The Investment Adviser Association is worried the potential rules would duplicate protections that already exist, according to the organization’s general counsel.

Advisor advocates quickly decried the U.S. Treasury’s proposed rules aimed at stopping money laundering and terrorist financing in the RIA space, framing the mandates as “sweeping and duplicative.”

The proposed rules, unveiled by the U.S. Treasury’s Financial Crimes Enforcement Network (FinCEN), would apply to advisors registered with the SEC and those reporting to the commission as exempt reporting advisors. 

Under the new mandates, advisors must follow the strictures of the previously passed Bank Secrecy Act. The mandates include implementing anti-money laundering and countering the finance of terrorism programs, filing reports as needed (including Suspicious Activity Reports) with FinCEN and keeping records of transmitted funds, among other obligations.

In a fact sheet about the proposals, FinCEN acknowledged the RIA industry provides “an important service” for investors by driving opportunities and “supporting innovation, growth and prosperity” in the country.

“But investment advisers, in their role as gatekeepers to the U.S. financial system, are at risk of abuse by money launderers, corrupt officials and other bad actors,” the sheet read.

By floating the new rule, FinCEN is withdrawing a 2015 proposal detailing AML/CFT requirements for RIAs, partly due to the industry’s growth in the intervening years. 

In 2021, the U.S. Treasury conducted a risk assessment on the RIA industry, finding “illicit finance and national security risks,” including instances where “sanctioned individuals, corrupt officials, tax evaders and other criminal actors” used RIAs to integrate themselves into U.S. securities, real estate and other assets. 

The assessment also found countries like Russia and China invested in early-stage companies via RIAs to “access sensitive information and emerging technology.” 

FinCEN acknowledged that some advisors may already be subject to AML/CFT requirements but felt that the lack of a uniform standard throughout the industry created weak points criminals could exploit.

FinCEN did not include a customer identification program requirement nor an obligation that RIAs collect beneficial ownership information for legal entity clients, expecting to partner with the SEC in future rulemaking. Since mutual funds already fall under the BSA, RIAs would not have to fulfill AML/CFT requirements for those funds they advise. 

Additionally, the U.S. Treasury was planning to delegate its examination authority for the rule to the SEC, and the rule would not apply to state-regulated advisors who do not meet the asset threshold requiring SEC registration.

But the proposal would capture virtually “all investment advisers regardless of risk or gaps in the current framework,” according to Gail Bernstein, the general counsel for the Investment Adviser Association. Bernstein argued the rule would fail because it didn’t tailor itself to the “unique business models and risk profiles” of advisors.

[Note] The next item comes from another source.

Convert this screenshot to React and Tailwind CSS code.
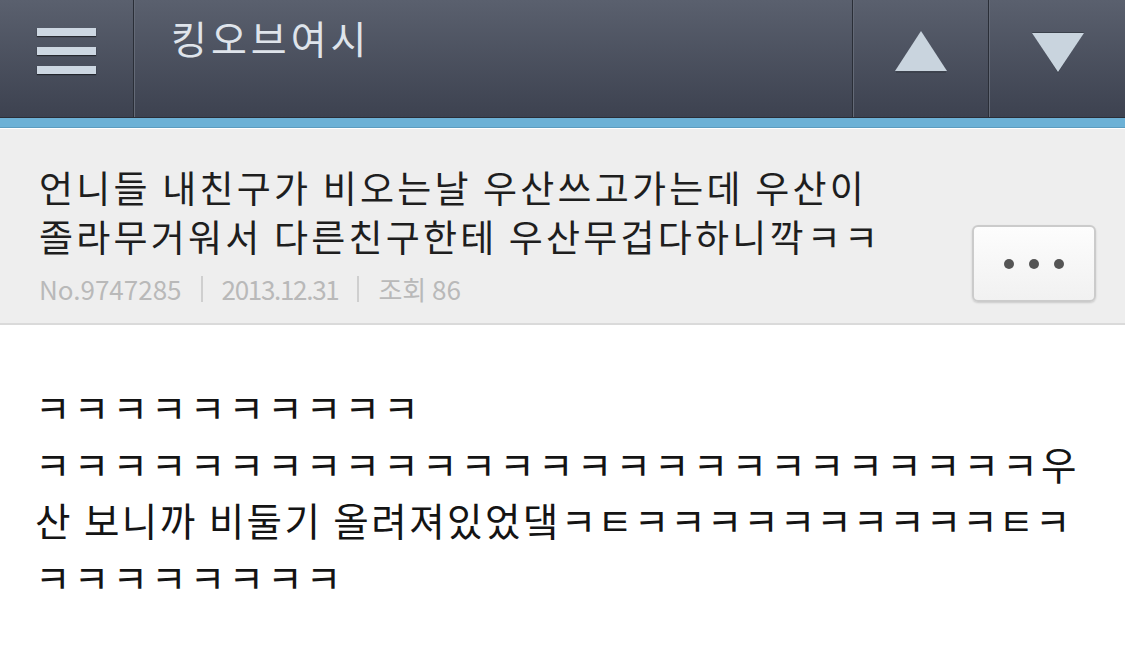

“The (IAA) fully supports efforts to combat money laundering and terrorist financing, but these efforts must be risk-based and designed to fill identified gaps in the existing AML regulatory landscape rather than duplicate the protections that already exist,” Bernstein said.

Should it pass, advisors would have 12 months to comply from the final rule’s effective date, and the comment period for the proposal runs through April 15.